━━━ Data segment

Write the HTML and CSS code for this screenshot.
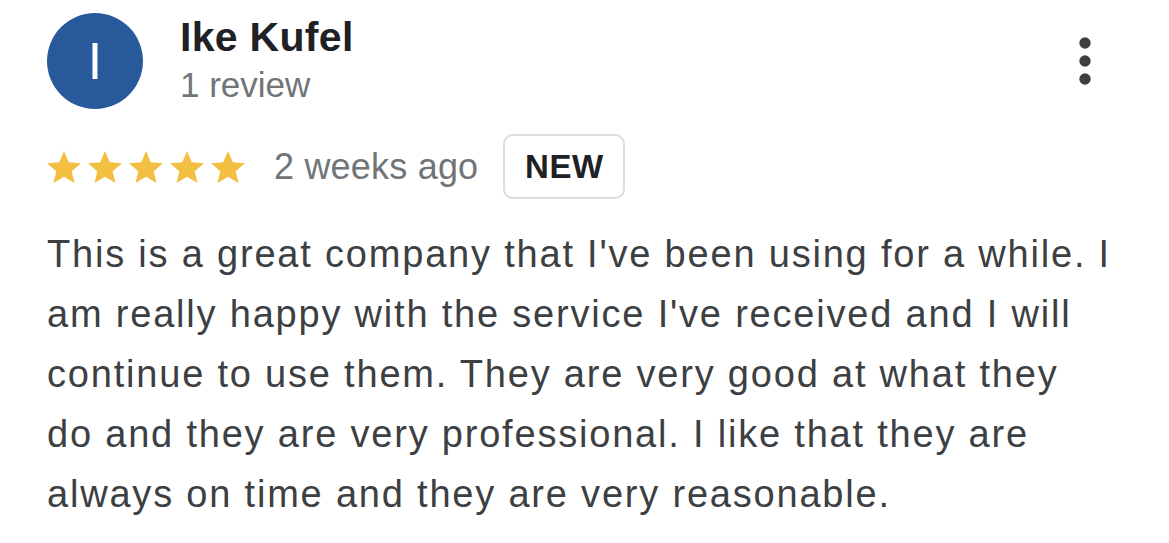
FILE: index.html
```html
<!DOCTYPE html>
<html>
<head>
<meta charset="utf-8">
<link rel="stylesheet" href="styles.css">
</head>
<body>
<div class="review">
  <div class="header">
    <div class="avatar">I</div>
    <div class="who">
      <div class="name">Ike Kufel</div>
      <div class="count">1 review</div>
    </div>
    <svg class="more" width="12" height="48" viewBox="0 0 12 48">
      <circle cx="6" cy="6" r="5.7"/>
      <circle cx="6" cy="24" r="5.7"/>
      <circle cx="6" cy="42" r="5.7"/>
    </svg>
  </div>
  <div class="meta">
    <div class="stars">
      <svg class="star" viewBox="2 2 20 19" preserveAspectRatio="none"><path d="M12 17.27L18.18 21l-1.64-7.03L22 9.24l-7.19-.61L12 2 9.19 8.63 2 9.24l5.46 4.73L5.82 21z"/></svg>
      <svg class="star" viewBox="2 2 20 19" preserveAspectRatio="none"><path d="M12 17.27L18.18 21l-1.64-7.03L22 9.24l-7.19-.61L12 2 9.19 8.63 2 9.24l5.46 4.73L5.82 21z"/></svg>
      <svg class="star" viewBox="2 2 20 19" preserveAspectRatio="none"><path d="M12 17.27L18.18 21l-1.64-7.03L22 9.24l-7.19-.61L12 2 9.19 8.63 2 9.24l5.46 4.73L5.82 21z"/></svg>
      <svg class="star" viewBox="2 2 20 19" preserveAspectRatio="none"><path d="M12 17.27L18.18 21l-1.64-7.03L22 9.24l-7.19-.61L12 2 9.19 8.63 2 9.24l5.46 4.73L5.82 21z"/></svg>
      <svg class="star" viewBox="2 2 20 19" preserveAspectRatio="none"><path d="M12 17.27L18.18 21l-1.64-7.03L22 9.24l-7.19-.61L12 2 9.19 8.63 2 9.24l5.46 4.73L5.82 21z"/></svg>
    </div>
    <span class="when">2 weeks ago</span>
    <span class="badge">NEW</span>
  </div>
  <p class="text">This is a great company that I've been using for a while. I am really happy with the service I've received and I will continue to use them. They are very good at what they do and they are very professional. I like that they are always on time and they are very reasonable.</p>
</div>
</body>
</html>
```

FILE: styles.css
```css
html, body {
  margin: 0;
  padding: 0;
  background: #ffffff;
}
body {
  font-family: "Liberation Sans", Arial, sans-serif;
}
.review {
  padding: 13px 0 0 47px;
}
.header {
  display: flex;
  align-items: flex-start;
  padding-right: 78px;
}
.avatar {
  width: 96px;
  height: 96px;
  border-radius: 50%;
  background: #28599b;
  color: #ffffff;
  font-size: 52px;
  line-height: 96px;
  text-align: center;
  flex: none;
}
.who {
  margin-left: 37px;
}
.name {
  font-size: 41px;
  font-weight: bold;
  line-height: 48px;
  color: #202124;
  letter-spacing: 0.3px;
}
.count {
  margin-top: 4px;
  font-size: 35px;
  line-height: 40px;
  color: #70757a;
}
.more {
  margin-left: auto;
  margin-top: 24px;
  fill: #3c4043;
}
.meta {
  display: flex;
  align-items: center;
  margin-top: 25px;
  height: 65px;
}
.stars {
  display: flex;
  gap: 7px;
}
.star {
  width: 34px;
  height: 32px;
  fill: #f2bf43;
}
.when {
  margin-left: 29px;
  font-size: 36px;
  letter-spacing: 0.2px;
  color: #70757a;
}
.badge {
  margin-left: 25px;
  box-sizing: border-box;
  height: 65px;
  width: 122px;
  border: 2px solid #dadce0;
  border-radius: 10px;
  display: flex;
  align-items: center;
  justify-content: center;
  font-size: 33px;
  font-weight: bold;
  letter-spacing: 0.5px;
  color: #202124;
}
.text {
  margin: 25px 0 0 0;
  width: 1066px;
  font-size: 38px;
  letter-spacing: 1.8px;
  line-height: 60px;
  color: #3c4043;
}
```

━━━━━━

■ Aim of the task ■
Quote the preceding listing precisely and completely, omitting its images.

■ Exercise response ■
Write the HTML and CSS code for this screenshot.
FILE: index.html
```html
<!DOCTYPE html>
<html>
<head>
<meta charset="utf-8">
<link rel="stylesheet" href="styles.css">
</head>
<body>
<div class="review">
  <div class="header">
    <div class="avatar">I</div>
    <div class="who">
      <div class="name">Ike Kufel</div>
      <div class="count">1 review</div>
    </div>
    <svg class="more" width="12" height="48" viewBox="0 0 12 48">
      <circle cx="6" cy="6" r="5.7"/>
      <circle cx="6" cy="24" r="5.7"/>
      <circle cx="6" cy="42" r="5.7"/>
    </svg>
  </div>
  <div class="meta">
    <div class="stars">
      <svg class="star" viewBox="2 2 20 19" preserveAspectRatio="none"><path d="M12 17.27L18.18 21l-1.64-7.03L22 9.24l-7.19-.61L12 2 9.19 8.63 2 9.24l5.46 4.73L5.82 21z"/></svg>
      <svg class="star" viewBox="2 2 20 19" preserveAspectRatio="none"><path d="M12 17.27L18.18 21l-1.64-7.03L22 9.24l-7.19-.61L12 2 9.19 8.63 2 9.24l5.46 4.73L5.82 21z"/></svg>
      <svg class="star" viewBox="2 2 20 19" preserveAspectRatio="none"><path d="M12 17.27L18.18 21l-1.64-7.03L22 9.24l-7.19-.61L12 2 9.19 8.63 2 9.24l5.46 4.73L5.82 21z"/></svg>
      <svg class="star" viewBox="2 2 20 19" preserveAspectRatio="none"><path d="M12 17.27L18.18 21l-1.64-7.03L22 9.24l-7.19-.61L12 2 9.19 8.63 2 9.24l5.46 4.73L5.82 21z"/></svg>
      <svg class="star" viewBox="2 2 20 19" preserveAspectRatio="none"><path d="M12 17.27L18.18 21l-1.64-7.03L22 9.24l-7.19-.61L12 2 9.19 8.63 2 9.24l5.46 4.73L5.82 21z"/></svg>
    </div>
    <span class="when">2 weeks ago</span>
    <span class="badge">NEW</span>
  </div>
  <p class="text">This is a great company that I've been using for a while. I am really happy with the service I've received and I will continue to use them. They are very good at what they do and they are very professional. I like that they are always on time and they are very reasonable.</p>
</div>
</body>
</html>
```

FILE: styles.css
```css
html, body {
  margin: 0;
  padding: 0;
  background: #ffffff;
}
body {
  font-family: "Liberation Sans", Arial, sans-serif;
}
.review {
  padding: 13px 0 0 47px;
}
.header {
  display: flex;
  align-items: flex-start;
  padding-right: 78px;
}
.avatar {
  width: 96px;
  height: 96px;
  border-radius: 50%;
  background: #28599b;
  color: #ffffff;
  font-size: 52px;
  line-height: 96px;
  text-align: center;
  flex: none;
}
.who {
  margin-left: 37px;
}
.name {
  font-size: 41px;
  font-weight: bold;
  line-height: 48px;
  color: #202124;
  letter-spacing: 0.3px;
}
.count {
  margin-top: 4px;
  font-size: 35px;
  line-height: 40px;
  color: #70757a;
}
.more {
  margin-left: auto;
  margin-top: 24px;
  fill: #3c4043;
}
.meta {
  display: flex;
  align-items: center;
  margin-top: 25px;
  height: 65px;
}
.stars {
  display: flex;
  gap: 7px;
}
.star {
  width: 34px;
  height: 32px;
  fill: #f2bf43;
}
.when {
  margin-left: 29px;
  font-size: 36px;
  letter-spacing: 0.2px;
  color: #70757a;
}
.badge {
  margin-left: 25px;
  box-sizing: border-box;
  height: 65px;
  width: 122px;
  border: 2px solid #dadce0;
  border-radius: 10px;
  display: flex;
  align-items: center;
  justify-content: center;
  font-size: 33px;
  font-weight: bold;
  letter-spacing: 0.5px;
  color: #202124;
}
.text {
  margin: 25px 0 0 0;
  width: 1066px;
  font-size: 38px;
  letter-spacing: 1.8px;
  line-height: 60px;
  color: #3c4043;
}
```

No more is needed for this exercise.